Sun. Jul 14th, 2024

Chumbawamba Tells NZ Deputy Prime Minister to Stop Using ‘Tubthumping’ at Rallies

By Michael Mar 20, 2024

“Tubthumping,” Chumbawamba’s hit from 1997, has been thumping from loudspeakers at public events led by New Zealand’s deputy prime minister Winston Peters. And the politically-charged British group is having none of it.

Last weekend, Peters, whose party New Zealand First is part of the country’s coalition government, walked on stage to “Tubthumping” ahead of his controversial “state of the nation” address.

During an hour-long speech, the veteran right-wing politician reportedly discussed plans to remove gender and sexuality lessons from the school curriculum, and referred to the song’s lyrics, telling the audience “we got knocked down, but we got up again,” the BBC reports.

Chumbawamba’s members want the populist politician to stop all references to the song. “Some mini-Trump in New Zealand totally not getting how egregious we think he is,” reads a post on the now-defunct band’s official Facebook page, linking to the BBC article.

Speaking with the Corporation, Boff Whalley, the band’s lead guitarist, said the act did not give Peters permission, not does it share his ideas on race relations.

“Chumbawamba wrote the song ‘Tubthumping’ as a song of hope and positivity, so it seems entirely odd that the ‘I get knocked down …’ refrain is being used by New Zealand’s deputy prime minister Winston Peters as he barks his divisive, small-minded, bigoted policies during his recent speeches,” Whalley remarked.
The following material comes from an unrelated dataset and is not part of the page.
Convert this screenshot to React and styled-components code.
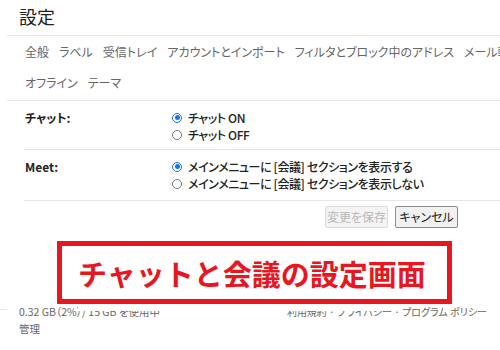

“[We] would like to remind him that the song was written for and about ordinary people and their resilience, not about rich politicians trying to win votes by courting absurd conspiracy theories and spouting misguided racist ideologies.”

On Wednesday, March 20, NZ online news title Stuff reported that rights society APRA AMCOS would forward a cease and desist notice to New Zealand First, from Sony Music Publishing, the band’s music publisher.

Peters used the platform of X to return serve at critics – including Chumbawamba.

“It seems the media care more about the Chumbawamba story than we do. We actually don’t care,” he writes in one post. “There’s nothing to ‘cease or desist’. The song worked like a charm for our first public meeting after the election. The over 700 people in the crowd thought so too. We will be sure to file the ‘cease and desist’ letter in a safe place if it ever arrives. I would use another of their hit song titles as a quip at the end of this post but unfortunately they only had one.”

The group’s signature song, “Tubthumping” peaked at No. 6 on the Billboard Hot 100 and spent nine weeks at No. 1 on the Pop Songs chart. Chumbawamba’s Tubthumper album hit No. 3 on the Billboard 200. In the U.K., the song reached No. 2, one of the band’s two top 10 hits (1998 follow-up “Amnesia” peaked at No. 10). Aside from that stirring fight song, the band is long remembered in their homeland for an ice-cold moment during the 1998 Brit Awards when drummer Danbert Nobacon tipped a bucket of water on then deputy prime minister John Prescott.

Chumbawamba disbanded in 2012, ending a 30-year career.